## Data provided

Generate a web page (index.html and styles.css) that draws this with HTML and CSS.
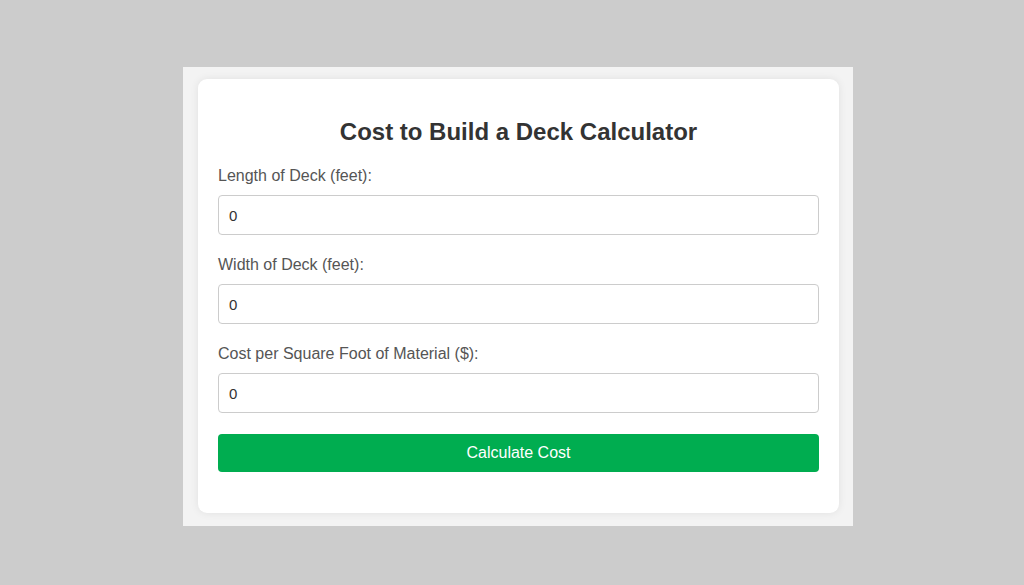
FILE: index.html
```html
<!DOCTYPE html>
<html>
<head>
<meta charset="utf-8">
<link rel="stylesheet" href="styles.css">
</head>
<body>
<div class="panel">
  <div class="card">
    <h2 class="title">Cost to Build a Deck Calculator</h2>
    <div class="field">
      <label class="label">Length of Deck (feet):</label>
      <input class="input" type="text" value="0">
    </div>
    <div class="field">
      <label class="label">Width of Deck (feet):</label>
      <input class="input" type="text" value="0">
    </div>
    <div class="field">
      <label class="label">Cost per Square Foot of Material ($):</label>
      <input class="input" type="text" value="0">
    </div>
    <button class="btn">Calculate Cost</button>
  </div>
</div>
</body>
</html>
```
FILE: styles.css
```css
html, body {
  margin: 0;
  padding: 0;
}
body {
  background: #cccccc;
  width: 1024px;
  height: 585px;
  padding: 67px 0 0 183px;
  box-sizing: border-box;
  font-family: "Liberation Sans", Arial, sans-serif;
}
.panel {
  width: 670px;
  height: 459px;
  background: #f3f3f3;
  padding: 12px 14px 13px 15px;
  box-sizing: border-box;
}
.card {
  background: #ffffff;
  border-radius: 9px;
  box-shadow: 0 0 8px rgba(0, 0, 0, 0.08);
  padding: 20px 20px 41px 20px;
  height: 434px;
  box-sizing: border-box;
  display: flex;
  flex-direction: column;
}
.title {
  margin: 20px 0 24px;
  font-size: 24px;
  line-height: 25px;
  font-weight: bold;
  color: #333333;
  text-align: center;
}
.field {
  display: flex;
  flex-direction: column;
  margin-bottom: 22px;
}
.label {
  font-size: 16px;
  line-height: 16px;
  color: #555555;
  margin-bottom: 11px;
}
.input {
  height: 40px;
  box-sizing: border-box;
  border: 1px solid #cccccc;
  border-radius: 4px;
  padding: 0 10px;
  font-family: "Liberation Sans", Arial, sans-serif;
  font-size: 15px;
  color: #333333;
  outline: none;
}
.btn {
  margin-top: -1px;
  height: 38px;
  border: none;
  border-radius: 4px;
  background: #00ad50;
  color: #ffffff;
  font-family: "Liberation Sans", Arial, sans-serif;
  font-size: 16px;
}
```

## What is expected
Find the word "styles" and list each line it appears in.

## The result
Generate a web page (index.html and styles.css) that draws this with HTML and CSS.
<link rel="stylesheet" href="styles.css">
FILE: styles.css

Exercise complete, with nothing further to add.